Word for word, copy all the data and drop the pictures.

--- Start of Supplied information ---

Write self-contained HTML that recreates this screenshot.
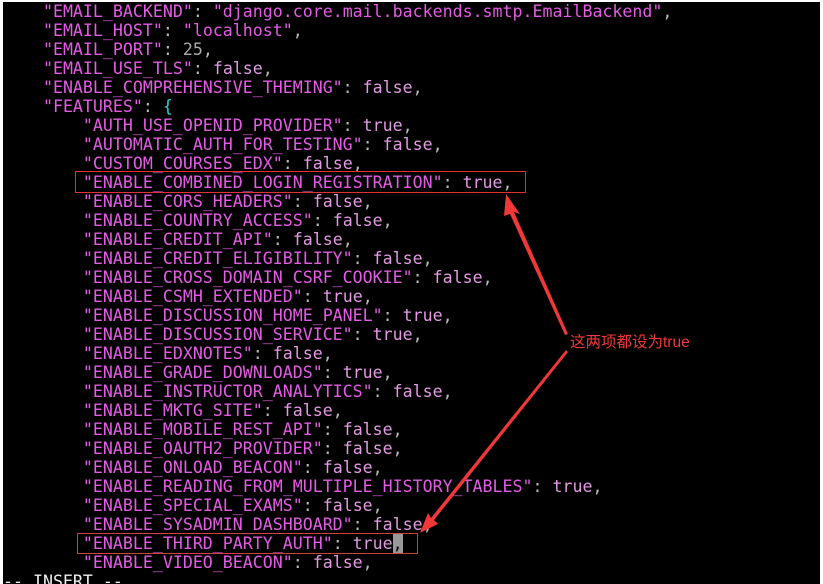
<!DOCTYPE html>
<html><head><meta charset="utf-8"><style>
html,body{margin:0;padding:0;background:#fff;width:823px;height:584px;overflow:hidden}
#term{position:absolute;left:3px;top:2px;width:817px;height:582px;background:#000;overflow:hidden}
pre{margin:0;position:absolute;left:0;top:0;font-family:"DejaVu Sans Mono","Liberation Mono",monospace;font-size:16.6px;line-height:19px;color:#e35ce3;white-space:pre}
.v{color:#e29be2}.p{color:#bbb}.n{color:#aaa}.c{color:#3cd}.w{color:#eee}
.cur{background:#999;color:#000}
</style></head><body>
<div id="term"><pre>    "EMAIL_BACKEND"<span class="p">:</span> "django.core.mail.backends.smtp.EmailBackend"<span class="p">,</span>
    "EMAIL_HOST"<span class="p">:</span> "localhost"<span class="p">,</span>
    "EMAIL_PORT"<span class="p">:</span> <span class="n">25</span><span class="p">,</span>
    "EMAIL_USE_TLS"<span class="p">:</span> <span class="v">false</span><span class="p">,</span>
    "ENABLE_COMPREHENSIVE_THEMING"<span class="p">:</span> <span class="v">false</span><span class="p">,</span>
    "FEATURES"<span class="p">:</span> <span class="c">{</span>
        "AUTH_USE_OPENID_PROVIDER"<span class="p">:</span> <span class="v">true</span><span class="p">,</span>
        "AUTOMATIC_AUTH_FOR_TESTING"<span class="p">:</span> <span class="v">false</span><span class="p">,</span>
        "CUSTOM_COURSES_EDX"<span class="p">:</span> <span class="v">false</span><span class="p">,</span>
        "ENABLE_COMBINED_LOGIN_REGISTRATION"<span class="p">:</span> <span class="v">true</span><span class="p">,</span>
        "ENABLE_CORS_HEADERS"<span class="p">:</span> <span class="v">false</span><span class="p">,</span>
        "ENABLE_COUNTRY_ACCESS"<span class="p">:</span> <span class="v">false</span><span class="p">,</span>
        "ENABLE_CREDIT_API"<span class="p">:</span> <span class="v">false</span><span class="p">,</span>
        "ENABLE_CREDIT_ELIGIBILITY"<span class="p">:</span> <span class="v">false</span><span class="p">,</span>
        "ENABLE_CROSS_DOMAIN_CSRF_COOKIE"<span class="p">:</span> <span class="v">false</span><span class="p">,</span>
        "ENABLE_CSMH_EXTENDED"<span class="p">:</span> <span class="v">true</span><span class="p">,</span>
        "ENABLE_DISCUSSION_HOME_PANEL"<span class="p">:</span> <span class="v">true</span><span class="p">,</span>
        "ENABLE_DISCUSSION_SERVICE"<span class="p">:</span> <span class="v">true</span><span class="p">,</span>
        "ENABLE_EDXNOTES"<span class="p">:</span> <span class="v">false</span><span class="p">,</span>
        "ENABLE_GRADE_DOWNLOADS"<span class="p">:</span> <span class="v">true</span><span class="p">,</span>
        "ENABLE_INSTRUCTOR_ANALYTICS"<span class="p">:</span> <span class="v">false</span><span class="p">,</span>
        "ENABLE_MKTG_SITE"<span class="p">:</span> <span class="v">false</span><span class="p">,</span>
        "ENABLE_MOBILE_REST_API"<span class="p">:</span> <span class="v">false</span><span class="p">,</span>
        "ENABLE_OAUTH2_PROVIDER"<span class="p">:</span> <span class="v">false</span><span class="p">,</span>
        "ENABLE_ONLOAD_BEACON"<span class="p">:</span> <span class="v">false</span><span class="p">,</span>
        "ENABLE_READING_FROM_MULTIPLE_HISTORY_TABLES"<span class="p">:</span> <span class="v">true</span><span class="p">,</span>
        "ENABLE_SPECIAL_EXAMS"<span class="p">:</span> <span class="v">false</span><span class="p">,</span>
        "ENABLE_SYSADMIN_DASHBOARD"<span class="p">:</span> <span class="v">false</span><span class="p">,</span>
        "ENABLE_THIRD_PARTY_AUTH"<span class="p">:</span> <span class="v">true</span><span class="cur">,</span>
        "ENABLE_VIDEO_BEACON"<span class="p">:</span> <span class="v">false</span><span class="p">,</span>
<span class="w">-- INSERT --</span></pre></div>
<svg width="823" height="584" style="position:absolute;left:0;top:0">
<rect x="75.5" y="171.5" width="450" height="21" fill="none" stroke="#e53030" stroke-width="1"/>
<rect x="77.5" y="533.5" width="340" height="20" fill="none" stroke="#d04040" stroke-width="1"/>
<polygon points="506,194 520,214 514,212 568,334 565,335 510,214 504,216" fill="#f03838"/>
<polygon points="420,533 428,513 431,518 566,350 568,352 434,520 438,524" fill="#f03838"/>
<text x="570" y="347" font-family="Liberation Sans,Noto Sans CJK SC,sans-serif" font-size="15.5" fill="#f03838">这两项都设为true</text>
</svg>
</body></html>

--- End of Supplied information ---

■ Reply to the exercise:
Write self-contained HTML that recreates this screenshot.
<!DOCTYPE html>
<html><head><meta charset="utf-8"><style>
html,body{margin:0;padding:0;background:#fff;width:823px;height:584px;overflow:hidden}
#term{position:absolute;left:3px;top:2px;width:817px;height:582px;background:#000;overflow:hidden}
pre{margin:0;position:absolute;left:0;top:0;font-family:"DejaVu Sans Mono","Liberation Mono",monospace;font-size:16.6px;line-height:19px;color:#e35ce3;white-space:pre}
.v{color:#e29be2}.p{color:#bbb}.n{color:#aaa}.c{color:#3cd}.w{color:#eee}
.cur{background:#999;color:#000}
</style></head><body>
<div id="term"><pre>    "EMAIL_BACKEND"<span class="p">:</span> "django.core.mail.backends.smtp.EmailBackend"<span class="p">,</span>
    "EMAIL_HOST"<span class="p">:</span> "localhost"<span class="p">,</span>
    "EMAIL_PORT"<span class="p">:</span> <span class="n">25</span><span class="p">,</span>
    "EMAIL_USE_TLS"<span class="p">:</span> <span class="v">false</span><span class="p">,</span>
    "ENABLE_COMPREHENSIVE_THEMING"<span class="p">:</span> <span class="v">false</span><span class="p">,</span>
    "FEATURES"<span class="p">:</span> <span class="c">{</span>
        "AUTH_USE_OPENID_PROVIDER"<span class="p">:</span> <span class="v">true</span><span class="p">,</span>
        "AUTOMATIC_AUTH_FOR_TESTING"<span class="p">:</span> <span class="v">false</span><span class="p">,</span>
        "CUSTOM_COURSES_EDX"<span class="p">:</span> <span class="v">false</span><span class="p">,</span>
        "ENABLE_COMBINED_LOGIN_REGISTRATION"<span class="p">:</span> <span class="v">true</span><span class="p">,</span>
        "ENABLE_CORS_HEADERS"<span class="p">:</span> <span class="v">false</span><span class="p">,</span>
        "ENABLE_COUNTRY_ACCESS"<span class="p">:</span> <span class="v">false</span><span class="p">,</span>
        "ENABLE_CREDIT_API"<span class="p">:</span> <span class="v">false</span><span class="p">,</span>
        "ENABLE_CREDIT_ELIGIBILITY"<span class="p">:</span> <span class="v">false</span><span class="p">,</span>
        "ENABLE_CROSS_DOMAIN_CSRF_COOKIE"<span class="p">:</span> <span class="v">false</span><span class="p">,</span>
        "ENABLE_CSMH_EXTENDED"<span class="p">:</span> <span class="v">true</span><span class="p">,</span>
        "ENABLE_DISCUSSION_HOME_PANEL"<span class="p">:</span> <span class="v">true</span><span class="p">,</span>
        "ENABLE_DISCUSSION_SERVICE"<span class="p">:</span> <span class="v">true</span><span class="p">,</span>
        "ENABLE_EDXNOTES"<span class="p">:</span> <span class="v">false</span><span class="p">,</span>
        "ENABLE_GRADE_DOWNLOADS"<span class="p">:</span> <span class="v">true</span><span class="p">,</span>
        "ENABLE_INSTRUCTOR_ANALYTICS"<span class="p">:</span> <span class="v">false</span><span class="p">,</span>
        "ENABLE_MKTG_SITE"<span class="p">:</span> <span class="v">false</span><span class="p">,</span>
        "ENABLE_MOBILE_REST_API"<span class="p">:</span> <span class="v">false</span><span class="p">,</span>
        "ENABLE_OAUTH2_PROVIDER"<span class="p">:</span> <span class="v">false</span><span class="p">,</span>
        "ENABLE_ONLOAD_BEACON"<span class="p">:</span> <span class="v">false</span><span class="p">,</span>
        "ENABLE_READING_FROM_MULTIPLE_HISTORY_TABLES"<span class="p">:</span> <span class="v">true</span><span class="p">,</span>
        "ENABLE_SPECIAL_EXAMS"<span class="p">:</span> <span class="v">false</span><span class="p">,</span>
        "ENABLE_SYSADMIN_DASHBOARD"<span class="p">:</span> <span class="v">false</span><span class="p">,</span>
        "ENABLE_THIRD_PARTY_AUTH"<span class="p">:</span> <span class="v">true</span><span class="cur">,</span>
        "ENABLE_VIDEO_BEACON"<span class="p">:</span> <span class="v">false</span><span class="p">,</span>
<span class="w">-- INSERT --</span></pre></div>
<svg width="823" height="584" style="position:absolute;left:0;top:0">
<rect x="75.5" y="171.5" width="450" height="21" fill="none" stroke="#e53030" stroke-width="1"/>
<rect x="77.5" y="533.5" width="340" height="20" fill="none" stroke="#d04040" stroke-width="1"/>
<polygon points="506,194 520,214 514,212 568,334 565,335 510,214 504,216" fill="#f03838"/>
<polygon points="420,533 428,513 431,518 566,350 568,352 434,520 438,524" fill="#f03838"/>
<text x="570" y="347" font-family="Liberation Sans,Noto Sans CJK SC,sans-serif" font-size="15.5" fill="#f03838">这两项都设为true</text>
</svg>
</body></html>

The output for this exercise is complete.